Juxtaposed against my familiarity with UK youth sport, the dissimilarities became ever starker. The abiding memories of my local football set-up are characterised by a sensation of a social experience, one not dominated by the primacy of success or any particular value. Sheer enjoyment was the raison d’etre, a world apart from the pragmatism of the taekwondo lesson.
So in short, what did this encounter inform me about sport and culture in the Chinese heartland? My observation would be that there is a kernel of veracity at the centre of every stereotype. Of my experience so far hard graft, perseverance and discipline appear to be the bedrock of this thriving nation; a notion reflected in both organised sports and educational pursuits. Ever wondered why Chinese Olympians have perfected the poker face and are decidedly undemonstrative? I am willing to ledger a bet that those characteristics are indoctrinated in settings such as the dreary dojo, where men are masculinised and prima donnas extinguished.

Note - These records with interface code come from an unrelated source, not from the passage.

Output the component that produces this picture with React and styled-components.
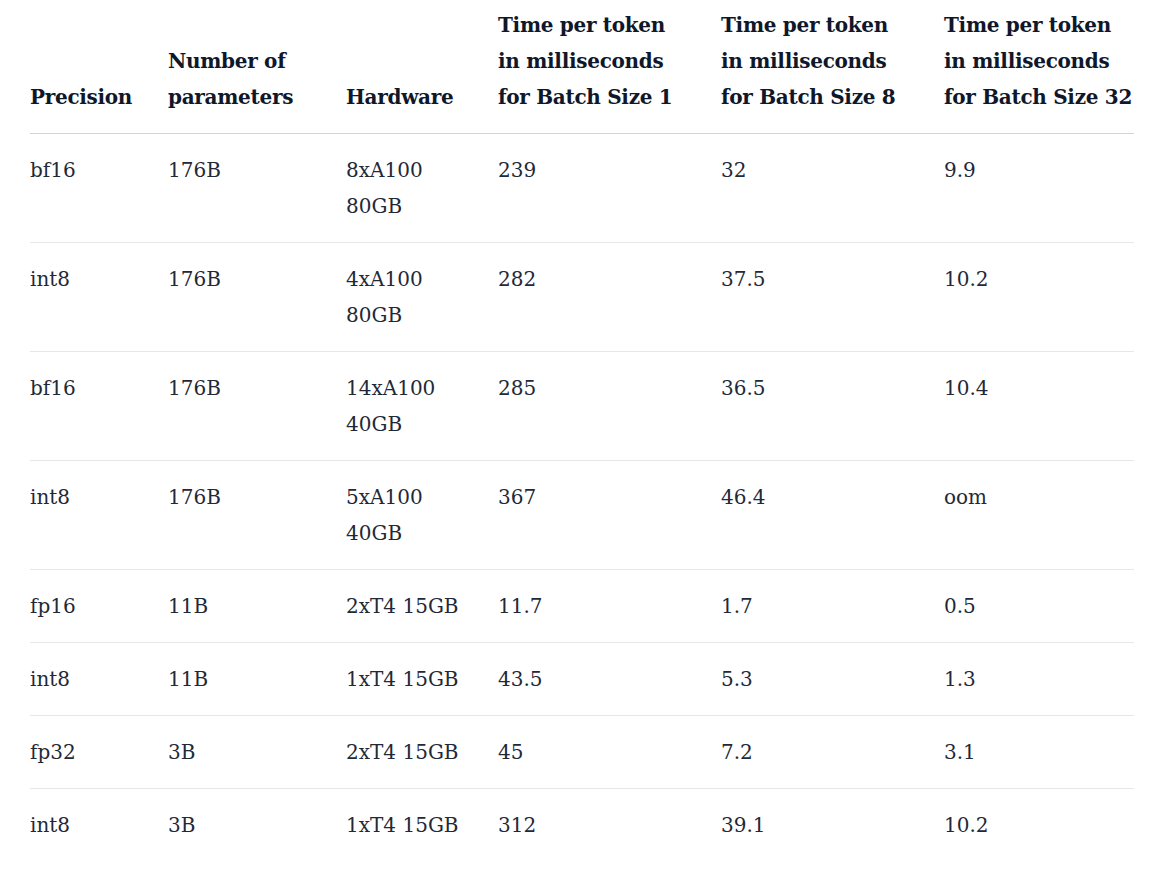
import React from 'react';
import styled, { createGlobalStyle } from 'styled-components';

const GlobalStyle = createGlobalStyle`
  body {
    margin: 0;
    background: #ffffff;
    font-family: 'DejaVu Serif', 'Liberation Serif', serif;
  }
`;

const Page = styled.div`
  padding: 7px 20px 20px 30px;
`;

const Table = styled.table`
  width: 1104px;
  border-collapse: collapse;
  table-layout: fixed;
  font-size: 20px;
  line-height: 36px;
`;

const HeadCell = styled.th`
  text-align: left;
  vertical-align: bottom;
  font-weight: 700;
  letter-spacing: -0.3px;
  color: #0f172a;
  padding: 0 0 18px 0;
  border-bottom: 1px solid #d1d5db;
`;

const HeadLine = styled.span`
  display: block;
  white-space: nowrap;
`;

const Row = styled.tr`
  border-bottom: 1px solid #e5e7eb;
  &:last-child {
    border-bottom: none;
  }
`;

const Cell = styled.td`
  vertical-align: top;
  color: #1f2937;
  padding: 18px 16px 18px 0;
`;

const columns = [
  { lines: ['Precision'], width: 138 },
  { lines: ['Number of', 'parameters'], width: 178 },
  { lines: ['Hardware'], width: 152 },
  { lines: ['Time per token', 'in milliseconds', 'for Batch Size 1'], width: 223 },
  { lines: ['Time per token', 'in milliseconds', 'for Batch Size 8'], width: 223 },
  { lines: ['Time per token', 'in milliseconds', 'for Batch Size 32'], width: 190 },
];

const rows = [
  ['bf16', '176B', '8xA100 80GB', '239', '32', '9.9'],
  ['int8', '176B', '4xA100 80GB', '282', '37.5', '10.2'],
  ['bf16', '176B', '14xA100 40GB', '285', '36.5', '10.4'],
  ['int8', '176B', '5xA100 40GB', '367', '46.4', 'oom'],
  ['fp16', '11B', '2xT4 15GB', '11.7', '1.7', '0.5'],
  ['int8', '11B', '1xT4 15GB', '43.5', '5.3', '1.3'],
  ['fp32', '3B', '2xT4 15GB', '45', '7.2', '3.1'],
  ['int8', '3B', '1xT4 15GB', '312', '39.1', '10.2'],
];

export default function App() {
  return (
    <Page>
      <GlobalStyle />
      <Table>
        <colgroup>
          {columns.map((c, i) => (
            <col key={i} style={{ width: c.width }} />
          ))}
        </colgroup>
        <thead>
          <tr>
            {columns.map((c, i) => (
              <HeadCell key={i}>
                {c.lines.map((l) => (
                  <HeadLine key={l}>{l}</HeadLine>
                ))}
              </HeadCell>
            ))}
          </tr>
        </thead>
        <tbody>
          {rows.map((r, i) => (
            <Row key={i}>
              {r.map((v, j) => (
                <Cell key={j}>{v}</Cell>
              ))}
            </Row>
          ))}
        </tbody>
      </Table>
    </Page>
  );
}
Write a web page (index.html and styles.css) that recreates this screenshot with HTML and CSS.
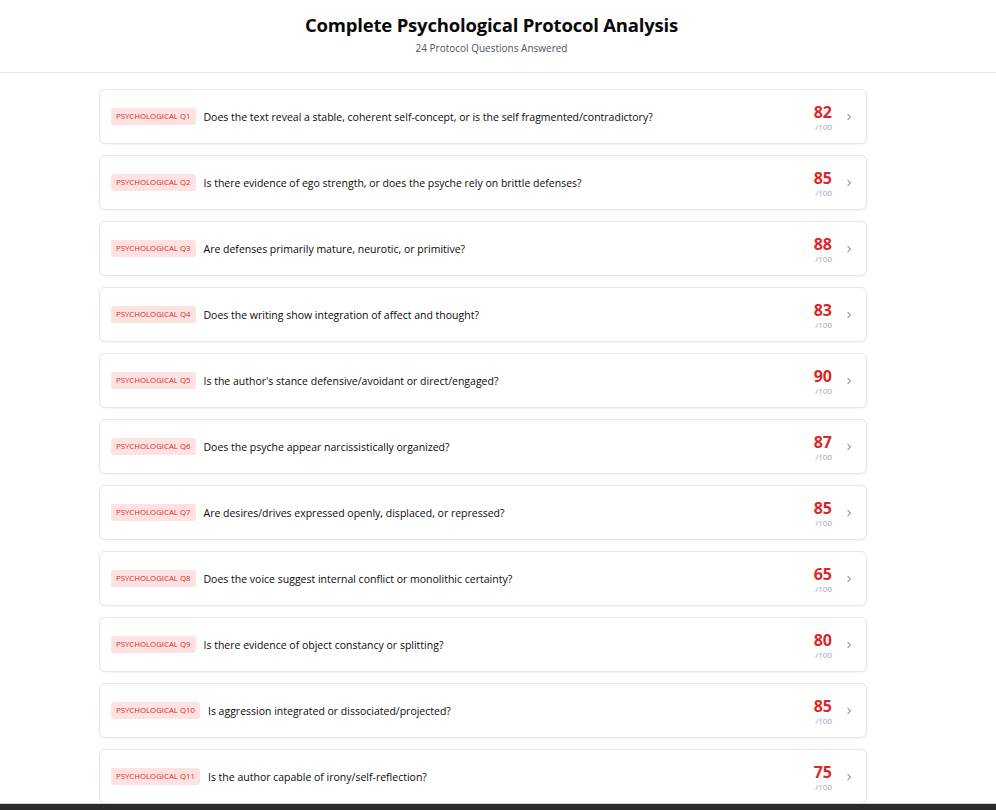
FILE: index.html
```html
<!DOCTYPE html>
<html lang="en">
<head>
<meta charset="utf-8">
<title>Complete Psychological Protocol Analysis</title>
<link rel="stylesheet" href="styles.css">
</head>
<body>
<header class="page-header">
  <h1 class="title">Complete Psychological Protocol Analysis</h1>
  <p class="subtitle">24 Protocol Questions Answered</p>
</header>
<main class="list">
  <div class="card"><span class="badge">Psychological Q1</span><span class="question">Does the text reveal a stable, coherent self-concept, or is the self fragmented/contradictory?</span><div class="score"><span class="num">82</span><span class="max">/100</span></div><svg class="chev" viewBox="0 0 10 10"><path d="M3.5 2 L6.5 5 L3.5 8"/></svg></div>
  <div class="card"><span class="badge">Psychological Q2</span><span class="question">Is there evidence of ego strength, or does the psyche rely on brittle defenses?</span><div class="score"><span class="num">85</span><span class="max">/100</span></div><svg class="chev" viewBox="0 0 10 10"><path d="M3.5 2 L6.5 5 L3.5 8"/></svg></div>
  <div class="card"><span class="badge">Psychological Q3</span><span class="question">Are defenses primarily mature, neurotic, or primitive?</span><div class="score"><span class="num">88</span><span class="max">/100</span></div><svg class="chev" viewBox="0 0 10 10"><path d="M3.5 2 L6.5 5 L3.5 8"/></svg></div>
  <div class="card"><span class="badge">Psychological Q4</span><span class="question">Does the writing show integration of affect and thought?</span><div class="score"><span class="num">83</span><span class="max">/100</span></div><svg class="chev" viewBox="0 0 10 10"><path d="M3.5 2 L6.5 5 L3.5 8"/></svg></div>
  <div class="card"><span class="badge">Psychological Q5</span><span class="question">Is the author's stance defensive/avoidant or direct/engaged?</span><div class="score"><span class="num">90</span><span class="max">/100</span></div><svg class="chev" viewBox="0 0 10 10"><path d="M3.5 2 L6.5 5 L3.5 8"/></svg></div>
  <div class="card"><span class="badge">Psychological Q6</span><span class="question">Does the psyche appear narcissistically organized?</span><div class="score"><span class="num">87</span><span class="max">/100</span></div><svg class="chev" viewBox="0 0 10 10"><path d="M3.5 2 L6.5 5 L3.5 8"/></svg></div>
  <div class="card"><span class="badge">Psychological Q7</span><span class="question">Are desires/drives expressed openly, displaced, or repressed?</span><div class="score"><span class="num">85</span><span class="max">/100</span></div><svg class="chev" viewBox="0 0 10 10"><path d="M3.5 2 L6.5 5 L3.5 8"/></svg></div>
  <div class="card"><span class="badge">Psychological Q8</span><span class="question">Does the voice suggest internal conflict or monolithic certainty?</span><div class="score"><span class="num">65</span><span class="max">/100</span></div><svg class="chev" viewBox="0 0 10 10"><path d="M3.5 2 L6.5 5 L3.5 8"/></svg></div>
  <div class="card"><span class="badge">Psychological Q9</span><span class="question">Is there evidence of object constancy or splitting?</span><div class="score"><span class="num">80</span><span class="max">/100</span></div><svg class="chev" viewBox="0 0 10 10"><path d="M3.5 2 L6.5 5 L3.5 8"/></svg></div>
  <div class="card"><span class="badge">Psychological Q10</span><span class="question">Is aggression integrated or dissociated/projected?</span><div class="score"><span class="num">85</span><span class="max">/100</span></div><svg class="chev" viewBox="0 0 10 10"><path d="M3.5 2 L6.5 5 L3.5 8"/></svg></div>
  <div class="card"><span class="badge">Psychological Q11</span><span class="question">Is the author capable of irony/self-reflection?</span><div class="score"><span class="num">75</span><span class="max">/100</span></div><svg class="chev" viewBox="0 0 10 10"><path d="M3.5 2 L6.5 5 L3.5 8"/></svg></div>
</main>
<div class="bottom-bar"></div>
</body>
</html>
```
FILE: styles.css
```css
* { box-sizing: border-box; }
html, body { margin: 0; padding: 0; background: #ffffff; }
body {
  font-family: "Open Sans", "Noto Sans", "Liberation Sans", sans-serif;
  color: #111827;
  overflow: hidden;
  height: 810px;
}
.page-header {
  height: 73px;
  border-bottom: 1px solid #e5e7eb;
  display: flex;
  flex-direction: column;
  align-items: center;
  padding: 11px 13px 0 0;
}
.title {
  margin: 0;
  font-size: 18.5px;
  line-height: 27px;
  font-weight: 700;
  color: #0a0a0a;
  letter-spacing: -0.2px;
}
.subtitle {
  margin: 3px 0 0;
  font-size: 10px;
  line-height: 14px;
  color: #4b5563;
}
.list {
  display: flex;
  flex-direction: column;
  gap: 11px;
  padding: 16px 129px 0 99px;
}
.card {
  display: flex;
  align-items: center;
  height: 55px;
  padding: 0 12px 0 11px;
  border: 1px solid #e5e7eb;
  border-radius: 6px;
  background: #fff;
  box-shadow: 0 1px 2px rgba(0,0,0,0.05);
}
.badge {
  flex: none;
  background: #fee2e2;
  color: #dc2626;
  font-size: 7.8px;
  line-height: 17px;
  height: 17px;
  padding: 0 5px;
  border-radius: 3px;
  text-transform: uppercase;
}
.question {
  flex: 1;
  margin-left: 8px;
  font-size: 10.5px;
  color: #0a0a0a;
  white-space: nowrap;
}
.score {
  flex: none;
  display: flex;
  flex-direction: column;
  align-items: flex-end;
  padding-top: 3px;
  margin-right: 12px;
}
.num {
  font-size: 16px;
  line-height: 18px;
  font-weight: 700;
  color: #dc2626;
}
.max {
  font-size: 8px;
  line-height: 12px;
  color: #9ca3af;
}
.chev {
  width: 10px;
  height: 10px;
  flex: none;
}
.chev path {
  fill: none;
  stroke: #9ca3af;
  stroke-width: 1.2;
}
.bottom-bar {
  position: fixed;
  left: 0;
  right: 0;
  bottom: 0;
  height: 7px;
  background: #2b2b2b;
  border-top: 1px solid #d1d5db;
}
```
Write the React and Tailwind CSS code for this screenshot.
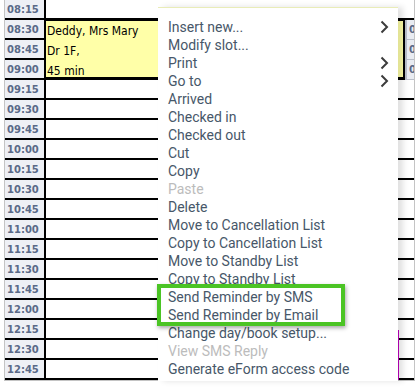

This conclusion should not insinuate, for example, that the youth of France apply a particularly laissez-faire attitude to their sports undertakings, nor do the German’s of tomorrow abide by a ‘Vorsprung Durch Technik’ credo. Rather, my observations can only assert that youth sport does indeed have a founding impact on the shaping of the next generation.
So having tasted and comprehended a glimpse of the dynamics behind the teaching of Chinese Taekwondo, did I now favour it over Britain’s approach to sport of underachieving camaraderie which dyed my competitive upbringing? In no way, shape or form – but, I am after all, just another British softie.